Actually Scott, if you have read my posts, I don't like three series derbies. I made a comment about the trial, not the results. If someone chose to leave that is their decision...they could have stayed or not. It's interesting to me that you know what I think about anything since we have never met. Maybe I struck a nerve?


----------



## scott spalding (Aug 27, 2005)

huntinman said:


> Actually Scott, if you have read my posts, I don't like three series derbies. I made a comment about the trial, not the results. If someone chose to leave that is their decision...they could have stayed or not. It's interesting to me that you know what I think about anything since we have never met. Maybe I struck a nerve?


The nerve was struck several weeks ago when you were bitching about three series derby now you are bitching about one that didn't finish in a day.

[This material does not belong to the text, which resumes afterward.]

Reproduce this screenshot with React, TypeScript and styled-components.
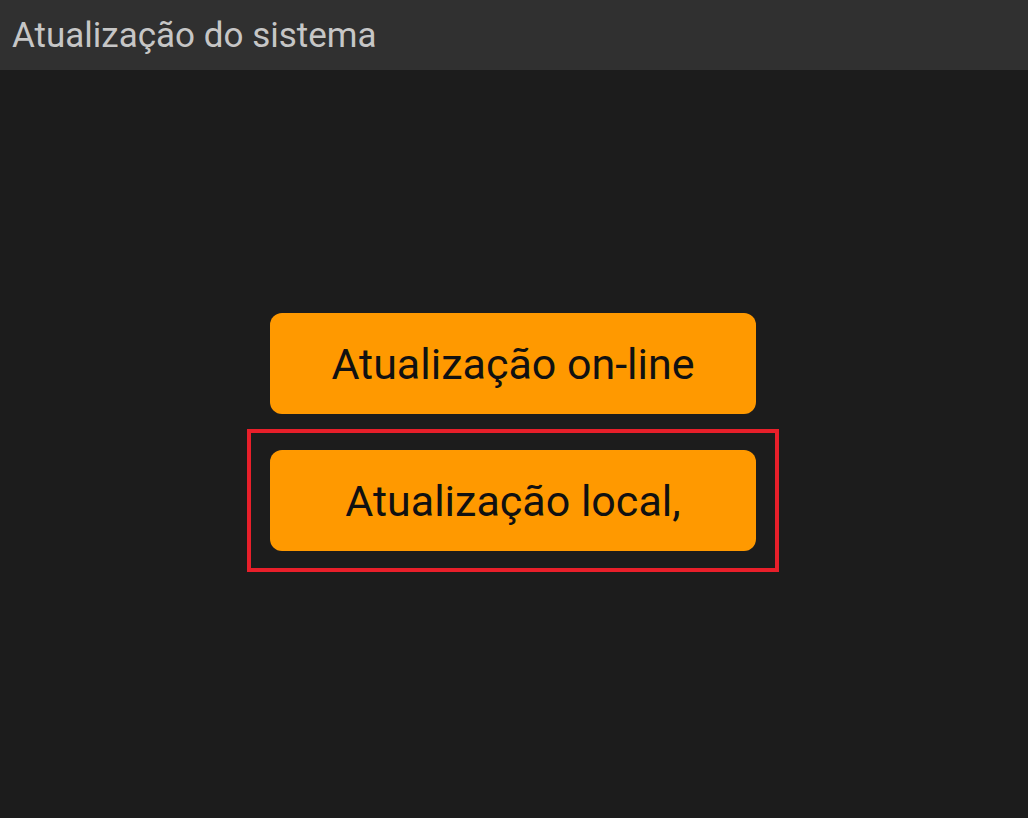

People donate there time as you know to judge us they don't need someone bitching about it on the web.
________
MEXICO CITY HOTEL


----------



## huntinman (Jun 1, 2009)

scott spalding said:


> The nerve was struck several weeks ago when you were bitching about three series derby now you are bitching about one that didn't finish in a day. People donate there time as you know to judge us they don't need someone bitching about it on the web.


Sorry, didn't know you were so sensitive... I've never said anything about a particular judge or any particular trial in the past, so any slight you felt was imagined. In this case, yes I made a comment about a particular trial. It was an opinion. That's all. I've judged a little myself, so I know where you are coming from. But, this is a forum, and this is America...so I guess I have the right to speak my mind and you have the right to speak yours. No one has to listen (or read). That's my last word on this one, your turn.


----------



## budsdad (Jan 28, 2008)

How about results?


----------



## Franco (Jun 27, 2003)

All of the judges are doing the best they can under the conditions.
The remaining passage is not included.